APPEALS FROM THE UNITED STATES DISTRICT COURT
FOR THE DISTRICT OF PUERTO RICO
[Hon. Juan M. Pérez-Giménez, U.S. District Judge]
Before
Lynch, Chief Judge,
Torruella and Lipez, Circuit Judges.
Héctor L. Ramos-Vega, Assistant Federal Public Defender, with
whom Joseph C. Laws, Jr., Federal Public Defender, was on brief,
for appellant Luis Eligio Santana-Pérez.
Jesús M. Rivera-Delgado for appellant Aquiles Carpio-Pouret.
William C. Brown, Attorney, Criminal Division, with whom Lanny
A. Breuer, Assistant Attorney General, Criminal Division, and Rosa
E. Rodríguez-Vélez, United States Attorney, were on brief, for
appellee.
September 8, 2010
LIPEZ, Circuit Judge. Defendants Luis Eligio Santana-
Pérez and Aquiles Carpio-Pouret were found guilty of violating 18
U.S.C. § 2237(a)(1), which makes it a crime "for the master,
operator, or person in charge of a vessel of the United States, or
a vessel subject to the jurisdiction of the United States, to
knowingly fail to obey an order by an authorized Federal law
enforcement officer to heave to that vessel."1 They now appeal
their convictions, asserting multiple trial errors and claiming
that the evidence was, in any event, insufficient to support the
jury's verdict. Finding no reversible error, we affirm.
I.
The factual background of this appeal, which we recite in
the light most favorable to the verdict, is uncomplicated. In the
pre-dawn hours of March 15, 2008, the Coast Guard cutter Matinicus
was patrolling the Mona Passage between Puerto Rico and the
Dominican Republic when a member of the crew sighted a small vessel
leaving Mona Island, Puerto Rico and heading toward the Dominican
Republic.2 The crew member reported the sighting to Chief Warrant
1
"Heave to" means "to cause a vessel to slow, come to a
stop, or adjust its course or speed to account for the weather
conditions and sea state to facilitate a law enforcement boarding."

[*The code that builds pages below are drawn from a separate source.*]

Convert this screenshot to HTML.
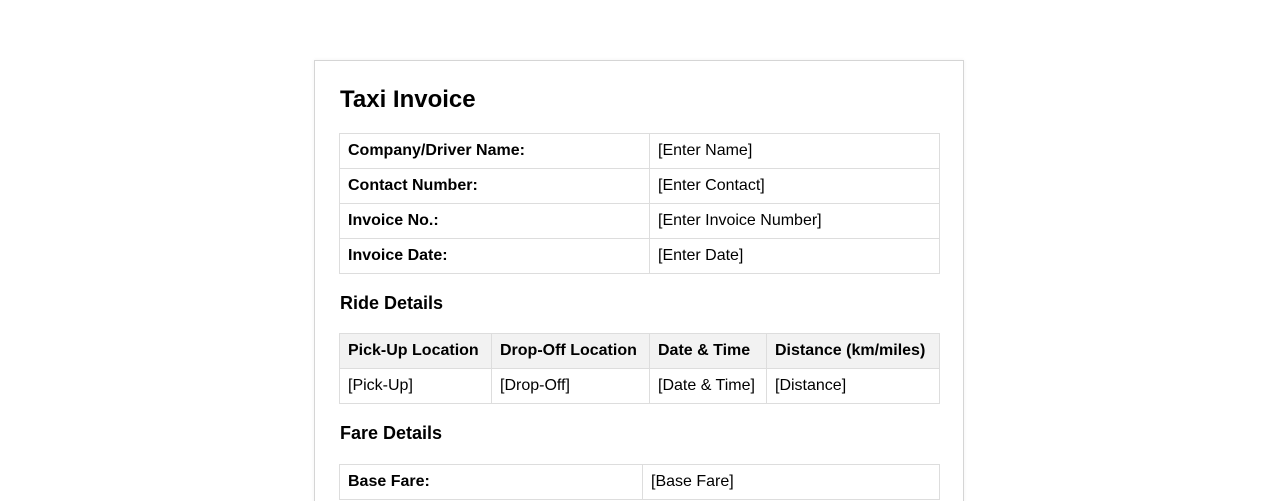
<!DOCTYPE html>
<html><head><style>
html,body{margin:0;width:1278px;height:501px;overflow:hidden}
body{background:#fff;font-family:"Liberation Sans",Arial,sans-serif;color:#000;position:relative}
.box{position:absolute;left:314px;top:60px;width:648px;height:445px;border:1px solid #d5d5d5;border-bottom:none;box-shadow:0 0 4px rgba(0,0,0,0.06)}
h1{position:absolute;left:340px;top:86px;margin:0;font-size:24px;font-weight:bold;line-height:28px}
h2{position:absolute;left:340px;margin:0;font-size:18px;font-weight:bold;line-height:22px}
table{position:absolute;left:339px;width:600px;border-collapse:collapse;table-layout:fixed}
td,th{border:1px solid #ddd;height:35px;padding:0 8px;font-size:16px;text-align:left;box-sizing:border-box}
th{background:#f2f2f2;font-weight:bold}
td.b{font-weight:bold}
</style></head><body>
<div class="box"></div>
<h1>Taxi Invoice</h1>
<table style="top:133px">
<colgroup><col style="width:310px"><col style="width:290px"></colgroup>
<tr><td class="b">Company/Driver Name:</td><td>[Enter Name]</td></tr>
<tr><td class="b">Contact Number:</td><td>[Enter Contact]</td></tr>
<tr><td class="b">Invoice No.:</td><td>[Enter Invoice Number]</td></tr>
<tr><td class="b">Invoice Date:</td><td>[Enter Date]</td></tr>
</table>
<h2 style="top:292px">Ride Details</h2>
<table style="top:333px">
<colgroup><col style="width:152px"><col style="width:158px"><col style="width:117px"><col style="width:173px"></colgroup>
<tr><th>Pick-Up Location</th><th>Drop-Off Location</th><th>Date &amp; Time</th><th>Distance (km/miles)</th></tr>
<tr><td>[Pick-Up]</td><td>[Drop-Off]</td><td>[Date &amp; Time]</td><td>[Distance]</td></tr>
</table>
<h2 style="top:422px">Fare Details</h2>
<table style="top:464px">
<colgroup><col style="width:303px"><col style="width:297px"></colgroup>
<tr><td class="b">Base Fare:</td><td>[Base Fare]</td></tr>
</table>
</body></html>
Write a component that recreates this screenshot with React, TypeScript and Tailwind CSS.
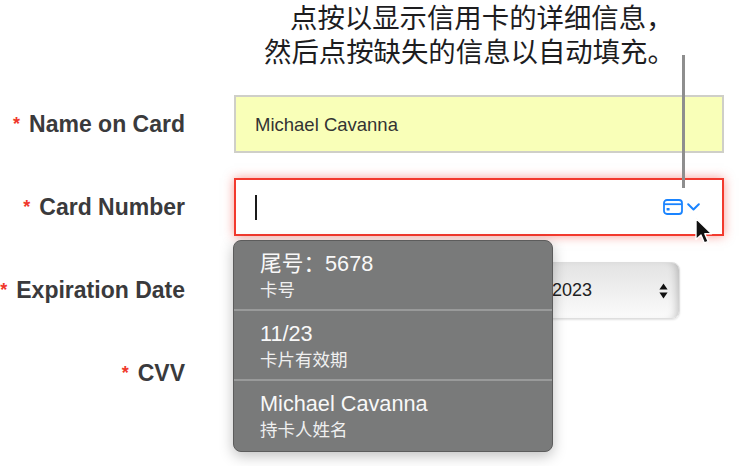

18 U.S.C. § 2237(e)(2). For clarity, we will hyphenate the phrase
in the text except when quoting the statute. Cf. R.H. Dana, Jr.,
The Seaman's Friend 111 (14th ed. 1879).
2
Mona Island lies thirty-eight miles west of the main
island of Puerto Rico, about halfway between the main island and
the Dominican Republic.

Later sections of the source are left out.